**Provided information**
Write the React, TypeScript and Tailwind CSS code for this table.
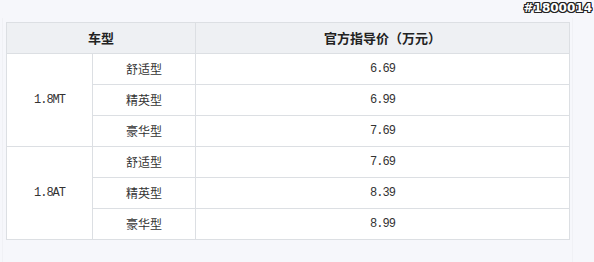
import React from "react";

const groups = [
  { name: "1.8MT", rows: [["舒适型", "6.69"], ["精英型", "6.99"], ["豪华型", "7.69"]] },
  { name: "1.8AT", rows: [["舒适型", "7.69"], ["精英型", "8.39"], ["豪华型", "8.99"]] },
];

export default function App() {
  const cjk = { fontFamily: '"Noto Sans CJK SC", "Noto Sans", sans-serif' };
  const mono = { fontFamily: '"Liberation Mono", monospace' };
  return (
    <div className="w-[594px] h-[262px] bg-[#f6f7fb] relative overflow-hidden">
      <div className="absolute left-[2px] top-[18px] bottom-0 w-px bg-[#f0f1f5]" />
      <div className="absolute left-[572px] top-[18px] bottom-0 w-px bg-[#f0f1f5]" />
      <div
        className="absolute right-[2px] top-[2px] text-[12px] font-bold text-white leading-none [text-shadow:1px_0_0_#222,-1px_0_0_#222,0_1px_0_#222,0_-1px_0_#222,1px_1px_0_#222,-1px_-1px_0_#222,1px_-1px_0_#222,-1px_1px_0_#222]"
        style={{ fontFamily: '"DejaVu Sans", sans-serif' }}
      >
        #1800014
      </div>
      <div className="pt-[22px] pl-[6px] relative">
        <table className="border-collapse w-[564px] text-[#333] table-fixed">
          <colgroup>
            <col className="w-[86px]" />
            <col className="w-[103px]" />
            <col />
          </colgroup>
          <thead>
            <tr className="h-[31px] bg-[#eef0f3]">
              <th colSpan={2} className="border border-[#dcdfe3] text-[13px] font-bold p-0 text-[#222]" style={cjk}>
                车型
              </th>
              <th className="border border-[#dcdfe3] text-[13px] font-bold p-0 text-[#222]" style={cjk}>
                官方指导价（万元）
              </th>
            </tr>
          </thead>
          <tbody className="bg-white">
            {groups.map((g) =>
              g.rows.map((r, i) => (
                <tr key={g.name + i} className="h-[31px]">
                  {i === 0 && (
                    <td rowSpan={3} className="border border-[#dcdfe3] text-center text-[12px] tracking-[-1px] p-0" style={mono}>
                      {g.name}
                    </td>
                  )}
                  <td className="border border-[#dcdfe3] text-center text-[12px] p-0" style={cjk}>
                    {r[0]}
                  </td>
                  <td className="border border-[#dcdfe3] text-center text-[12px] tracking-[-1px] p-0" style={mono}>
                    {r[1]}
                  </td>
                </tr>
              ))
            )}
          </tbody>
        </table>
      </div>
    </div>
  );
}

==

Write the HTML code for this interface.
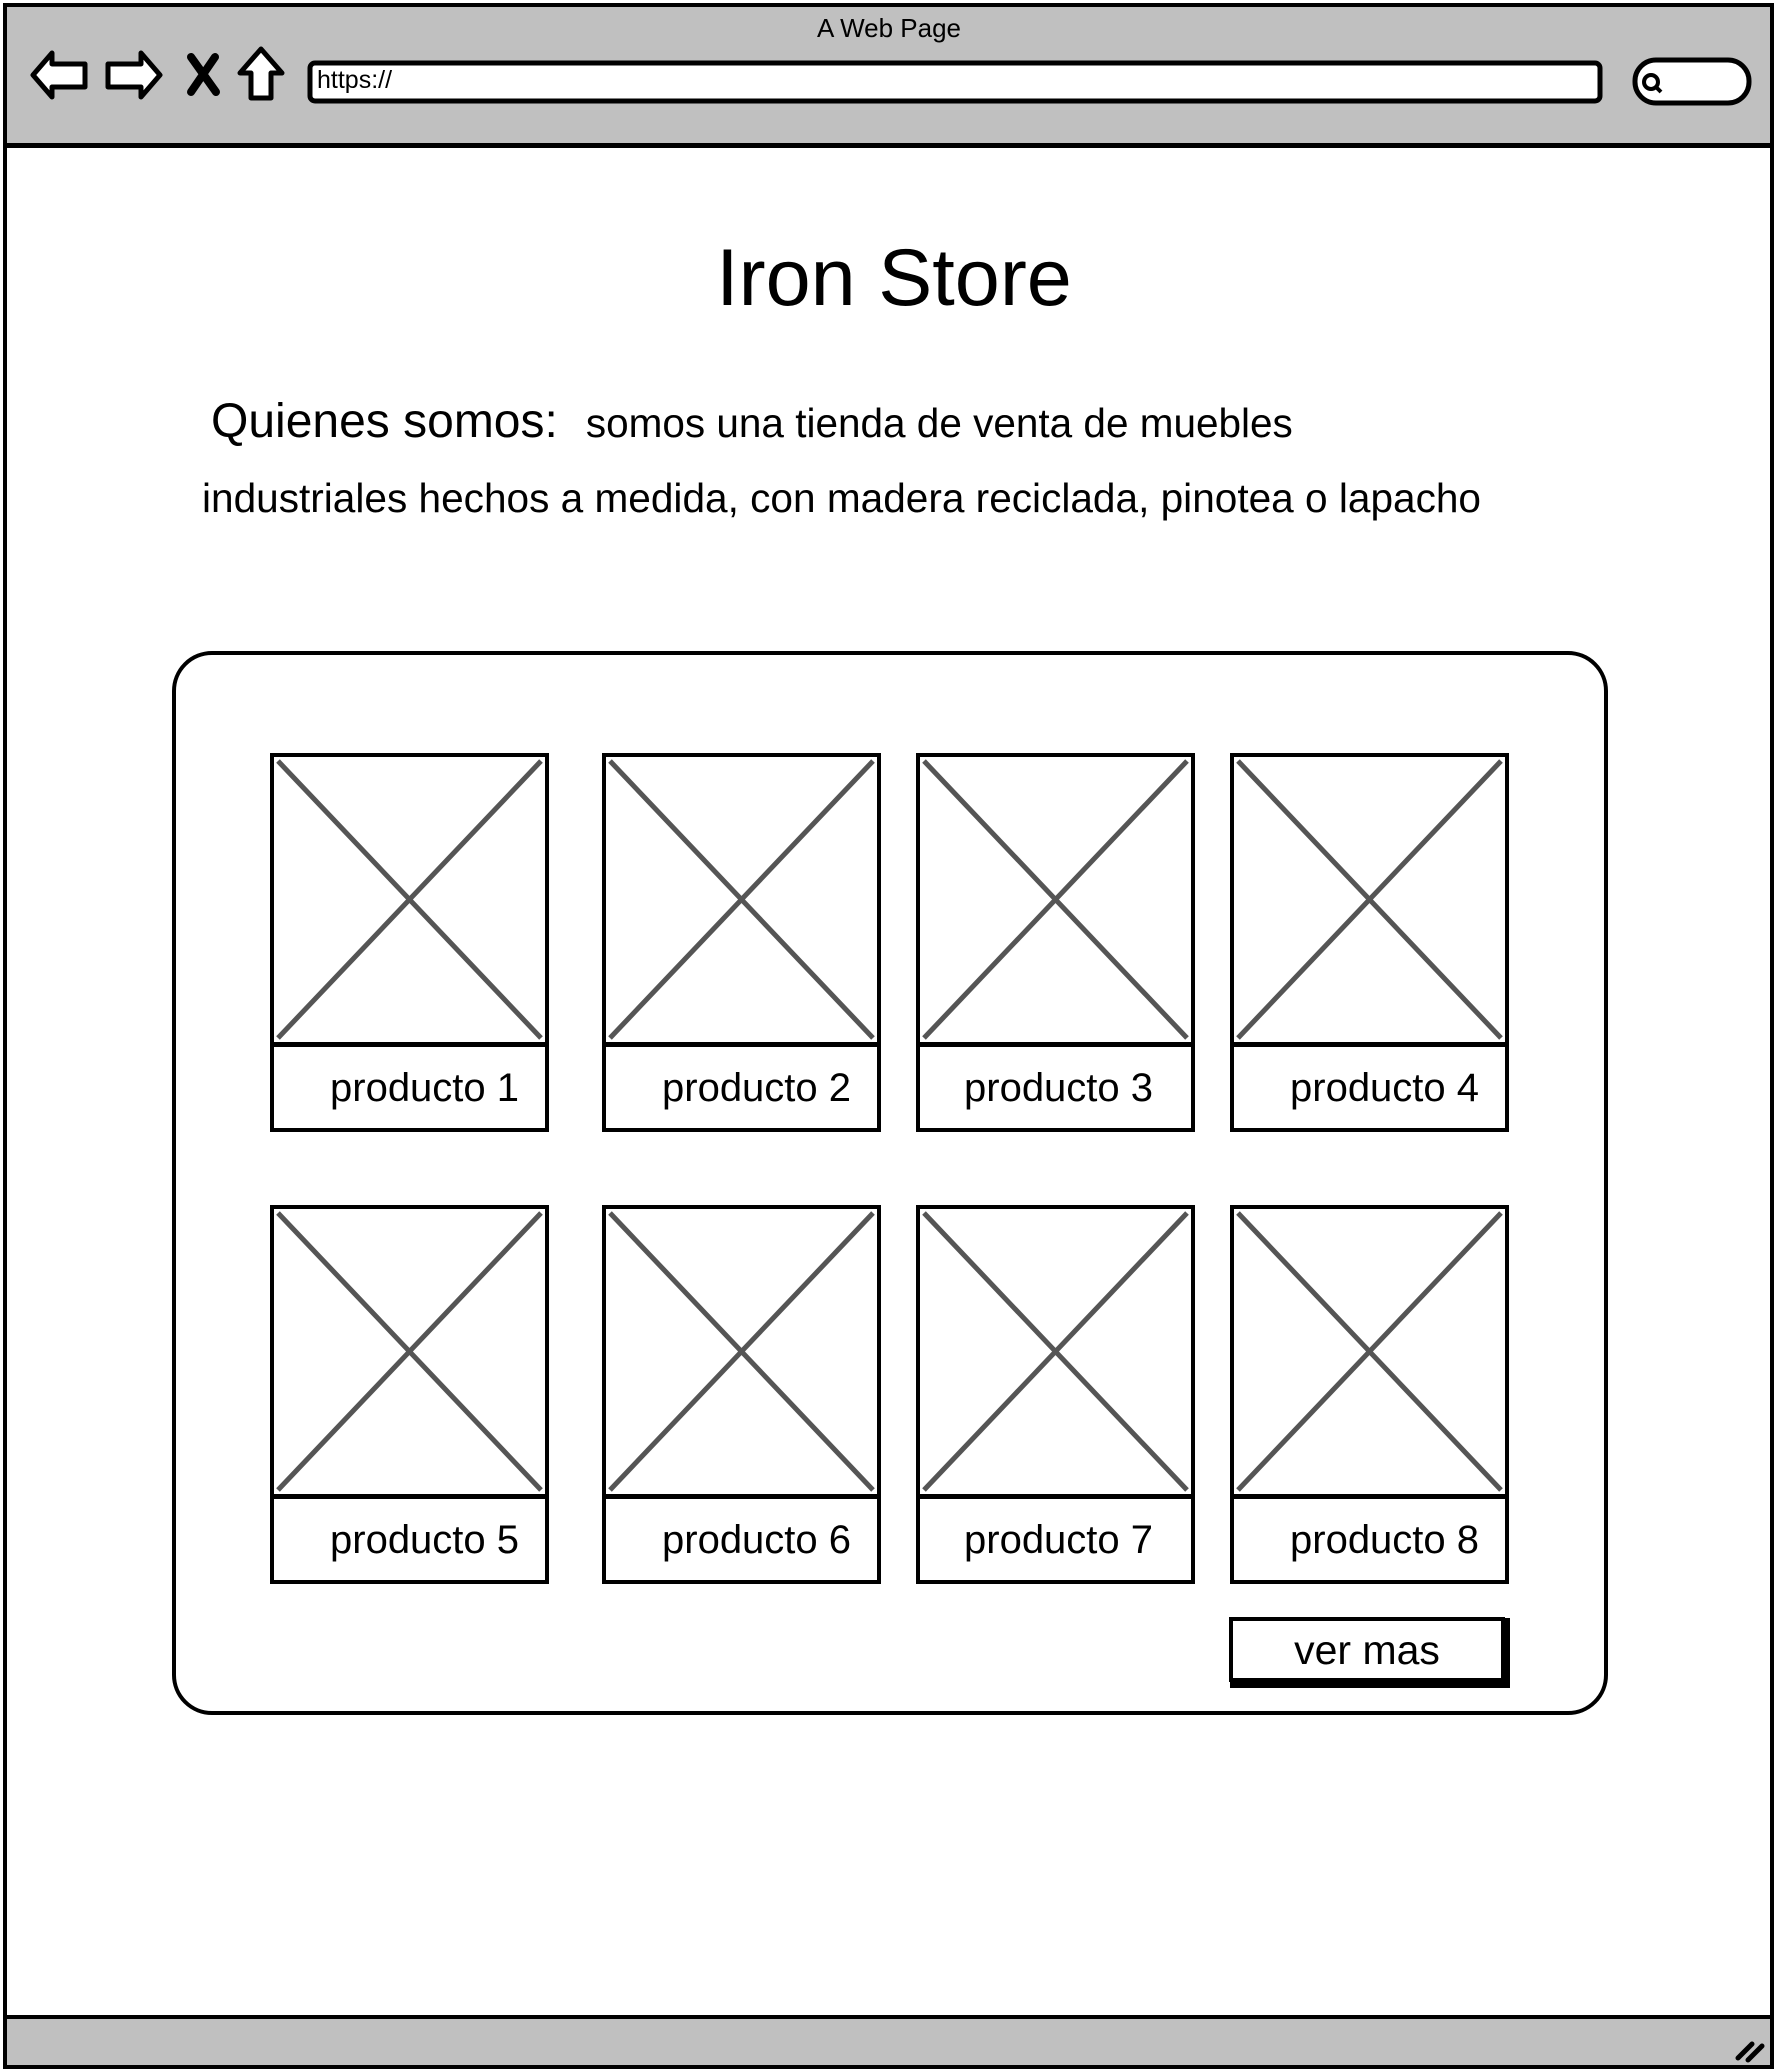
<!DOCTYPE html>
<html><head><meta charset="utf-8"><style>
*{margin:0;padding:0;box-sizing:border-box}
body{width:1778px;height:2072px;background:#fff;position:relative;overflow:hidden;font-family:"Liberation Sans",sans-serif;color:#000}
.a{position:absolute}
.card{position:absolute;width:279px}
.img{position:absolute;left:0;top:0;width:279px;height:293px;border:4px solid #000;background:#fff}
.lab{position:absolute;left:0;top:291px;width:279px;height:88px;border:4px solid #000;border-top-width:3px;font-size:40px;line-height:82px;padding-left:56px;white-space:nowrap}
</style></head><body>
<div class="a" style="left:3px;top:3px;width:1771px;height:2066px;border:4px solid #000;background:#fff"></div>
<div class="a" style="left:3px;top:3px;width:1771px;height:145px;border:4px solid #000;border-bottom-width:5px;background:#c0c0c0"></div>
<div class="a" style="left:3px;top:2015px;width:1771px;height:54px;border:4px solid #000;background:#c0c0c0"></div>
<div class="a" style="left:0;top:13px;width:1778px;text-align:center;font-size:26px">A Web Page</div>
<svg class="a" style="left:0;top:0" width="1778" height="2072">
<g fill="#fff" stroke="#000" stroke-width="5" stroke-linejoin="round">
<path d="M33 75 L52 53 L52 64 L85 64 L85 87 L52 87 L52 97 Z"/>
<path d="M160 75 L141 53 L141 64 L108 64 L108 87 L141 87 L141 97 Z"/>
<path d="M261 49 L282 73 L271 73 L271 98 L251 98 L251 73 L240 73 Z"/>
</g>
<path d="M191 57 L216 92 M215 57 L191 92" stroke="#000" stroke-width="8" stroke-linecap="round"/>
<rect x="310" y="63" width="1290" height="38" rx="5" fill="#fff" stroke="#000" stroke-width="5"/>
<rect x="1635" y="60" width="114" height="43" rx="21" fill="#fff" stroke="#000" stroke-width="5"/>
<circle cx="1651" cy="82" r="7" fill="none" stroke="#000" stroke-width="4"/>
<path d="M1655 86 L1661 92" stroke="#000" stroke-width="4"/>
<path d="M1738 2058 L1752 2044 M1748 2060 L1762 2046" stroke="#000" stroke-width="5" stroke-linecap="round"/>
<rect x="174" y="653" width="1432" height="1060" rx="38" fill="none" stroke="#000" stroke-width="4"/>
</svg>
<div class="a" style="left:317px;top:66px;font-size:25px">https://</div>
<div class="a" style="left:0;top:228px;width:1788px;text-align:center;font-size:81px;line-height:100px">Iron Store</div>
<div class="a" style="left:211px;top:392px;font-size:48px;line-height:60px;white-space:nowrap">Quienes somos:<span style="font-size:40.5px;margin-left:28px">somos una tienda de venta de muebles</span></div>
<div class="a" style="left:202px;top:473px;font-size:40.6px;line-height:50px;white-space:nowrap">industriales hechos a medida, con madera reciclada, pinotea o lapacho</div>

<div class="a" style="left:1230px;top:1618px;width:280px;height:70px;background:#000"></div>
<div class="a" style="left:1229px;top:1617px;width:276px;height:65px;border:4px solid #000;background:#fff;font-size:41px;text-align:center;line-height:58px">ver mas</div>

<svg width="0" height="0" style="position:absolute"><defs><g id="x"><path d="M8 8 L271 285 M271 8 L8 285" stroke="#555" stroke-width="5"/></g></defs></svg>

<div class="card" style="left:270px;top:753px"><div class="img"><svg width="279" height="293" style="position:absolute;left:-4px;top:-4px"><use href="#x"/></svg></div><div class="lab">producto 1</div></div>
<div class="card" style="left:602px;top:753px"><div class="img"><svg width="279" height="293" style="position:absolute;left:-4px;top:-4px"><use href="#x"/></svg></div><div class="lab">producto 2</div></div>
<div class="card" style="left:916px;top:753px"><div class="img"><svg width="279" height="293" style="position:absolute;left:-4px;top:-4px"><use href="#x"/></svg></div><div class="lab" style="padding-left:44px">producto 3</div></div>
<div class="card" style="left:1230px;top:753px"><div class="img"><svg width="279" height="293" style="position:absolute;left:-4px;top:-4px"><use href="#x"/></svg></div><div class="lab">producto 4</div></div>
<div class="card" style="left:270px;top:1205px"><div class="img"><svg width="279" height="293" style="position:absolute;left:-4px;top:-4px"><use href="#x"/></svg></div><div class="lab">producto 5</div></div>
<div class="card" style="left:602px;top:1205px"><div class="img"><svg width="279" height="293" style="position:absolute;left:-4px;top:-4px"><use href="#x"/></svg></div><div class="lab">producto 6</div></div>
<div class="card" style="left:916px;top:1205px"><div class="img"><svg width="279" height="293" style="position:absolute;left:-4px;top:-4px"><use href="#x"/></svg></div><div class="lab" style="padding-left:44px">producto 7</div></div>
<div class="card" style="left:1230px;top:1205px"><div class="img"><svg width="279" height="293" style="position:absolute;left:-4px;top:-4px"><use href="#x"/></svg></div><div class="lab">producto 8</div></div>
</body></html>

==

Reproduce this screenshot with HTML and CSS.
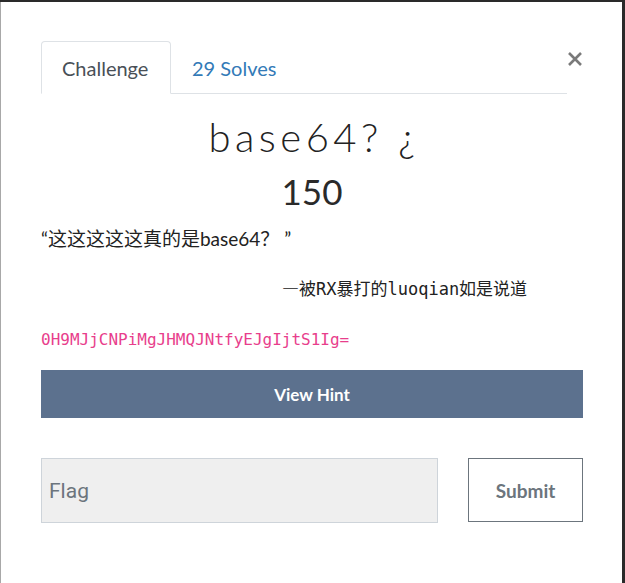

**Exercise directions**
Search the lines for "Write". Copy each line that has it.

**Complete response**
Write the React, TypeScript and Tailwind CSS code for this table.
Write the HTML code for this interface.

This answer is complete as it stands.